Your Voice Is Now The Key For The New Ford 3D-Printed Lug Nuts

While security systems are improving and making vehicles as a whole harder to steal, thieves are looking to take parts instead, alloy wheels being a good example. The guys at Chevy can attest to that seeing as a new 2020 C8 just had its wheels go missing.

As you may know, a way to deter wheel thieves is to use locking nuts, one on each wheel, which requires a special adapter, or key, to loosen. However, even these are not invulnerable. So to help combat that, Ford is looking to 3D printing.

The automaker has come up with locking nuts which contours based on the driver’s voice. Like an iris scan or a fingerprint, a person’s voice can be used as a unique biometric identification. Engineers record the driver’s voice for a minimum of one second, saying something like “I drive a Ford Mustang”, and use software to convert that singular soundwave into a physical, printable pattern. This pattern is then turned into a circle and used as the design for the locking nut’s indentation and key.

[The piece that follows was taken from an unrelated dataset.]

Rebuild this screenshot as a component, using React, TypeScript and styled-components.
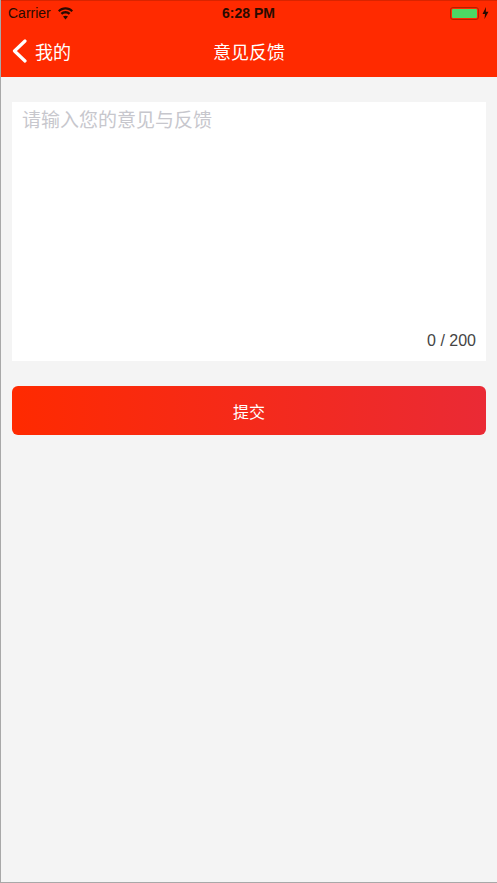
import { createGlobalStyle } from "styled-components";
import styled from "styled-components";

const GlobalStyle = createGlobalStyle`
  html, body {
    margin: 0;
    padding: 0;
    background: #f4f4f4;
  }
  * {
    box-sizing: border-box;
  }
`;

const Page = styled.div`
  width: 497px;
  height: 883px;
  background: #f4f4f4;
  border-left: 1px solid #a8a8a8;
  border-bottom: 1px solid #a8a8a8;
  font-family: "Liberation Sans", "Noto Sans CJK SC", sans-serif;
  overflow: hidden;
`;

const Header = styled.header`
  height: 77px;
  background: #ff2a00;
  border-top: 1px solid #d92400;
`;

const StatusBar = styled.div`
  height: 24px;
  padding: 0 8px 0 7px;
  display: grid;
  grid-template-columns: 1fr auto 1fr;
  align-items: center;
  color: #2a0a00;
  font-size: 14px;
`;

const StatusLeft = styled.div`
  display: flex;
  align-items: center;
  gap: 6px;
`;

const Clock = styled.div`
  font-weight: 700;
  font-size: 14px;
`;

const StatusRight = styled.div`
  display: flex;
  justify-content: flex-end;
  align-items: center;
  gap: 3px;
`;

const Battery = styled.div`
  width: 29px;
  height: 13px;
  border: 1.5px solid #b52000;
  border-radius: 3px;
  padding: 1px;
  display: flex;
`;

const BatteryFill = styled.div`
  flex: 1;
  background: #4cd964;
  border-radius: 1px;
`;

const NavBar = styled.div`
  height: 51px;
  padding: 0 11px;
  display: grid;
  grid-template-columns: 1fr auto 1fr;
  align-items: center;
  color: #fff;
`;

const BackLink = styled.div`
  display: flex;
  align-items: center;
  gap: 8px;
  font-size: 18px;
`;

const NavTitle = styled.div`
  font-size: 18px;
`;

const Content = styled.main`
  padding: 25px 11px 0;
`;

const Feedback = styled.div`
  height: 259px;
  background: #fff;
  padding: 8px 10px 10px;
  display: flex;
  flex-direction: column;
  justify-content: space-between;
`;

const Placeholder = styled.div`
  color: #c7c7cd;
  font-size: 19px;
  line-height: 22px;
`;

const Counter = styled.div`
  align-self: flex-end;
  color: #444;
  font-size: 16px;
  line-height: 20px;
`;

const SubmitButton = styled.button`
  display: block;
  width: 100%;
  height: 49px;
  margin-top: 25px;
  border: none;
  border-radius: 6px;
  background: linear-gradient(90deg, #ff2a00, #ea2a35);
  color: #fff;
  font-family: inherit;
  font-size: 16px;
`;

export default function App() {
  return (
    <Page>
      <GlobalStyle />
      <Header>
        <StatusBar>
          <StatusLeft>
            <span>Carrier</span>
            <svg width="17" height="13" viewBox="0 0 17 13" fill="#2a0a00">
              <path d="M8.5 2.6c2.3 0 4.4.9 6 2.4l1.5-1.6C14 1.4 11.400.3 8.500.3S3 1.400 1 3.400L2.500 5c1.600-1.500 3.700-2.400 6-2.400z" />
              <path d="M8.500 6.400c1.300 0 2.400.5 3.300 1.300l1.600-1.600c-1.300-1.200-3-2-4.900-2s-3.600.8-4.900 2l1.600 1.600c.9-.8 2-1.300 3.300-1.300z" />
              <path d="M8.500 12.500l2.500-2.900c-.7-.6-1.500-.9-2.500-.9s-1.800.3-2.500.9z" />
            </svg>
          </StatusLeft>
          <Clock>6:28 PM</Clock>
          <StatusRight>
            <Battery>
              <BatteryFill />
            </Battery>
            <svg width="7" height="12" viewBox="0 0 7 12" fill="#2a0a00">
              <path d="M4 0L0.500 7h2.500L2.500 12 6.500 4.800H3.800z" />
            </svg>
          </StatusRight>
        </StatusBar>
        <NavBar>
          <BackLink>
            <svg width="15" height="24" viewBox="0 0 15 24" fill="none" stroke="#fff" strokeWidth="3.200" strokeLinecap="round" strokeLinejoin="round">
              <path d="M13 2L2.500 12 13 22" />
            </svg>
            <span>我的</span>
          </BackLink>
          <NavTitle>意见反馈</NavTitle>
          <span />
        </NavBar>
      </Header>
      <Content>
        <Feedback>
          <Placeholder>请输入您的意见与反馈</Placeholder>
          <Counter>0 / 200</Counter>
        </Feedback>
        <SubmitButton>提交</SubmitButton>
      </Content>
    </Page>
  );
}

With the geometry in place, the nut and key are designed as one piece, then 3D-printed using acid and corrosion-resistant stainless steel. When they’re finished, the nut and key are separated.

The design also includes second level security features that prevent the nut from being cloned or copied. The unevenly spaced ribs inside the nut and indentations that widen the deeper they go prevent a thief from making a wax imprint of the pattern, as the wax breaks when it is pulled from the nut.

So although this technology is useful in terms of burglary and theft, it presents challenges elsewhere. For example, if someone is borrowing your vehicle and gets a flat, or you take it in to the shop. Obviously, your friend or mechanic won’t have your voice to unlock the lug nut and remove the wheel.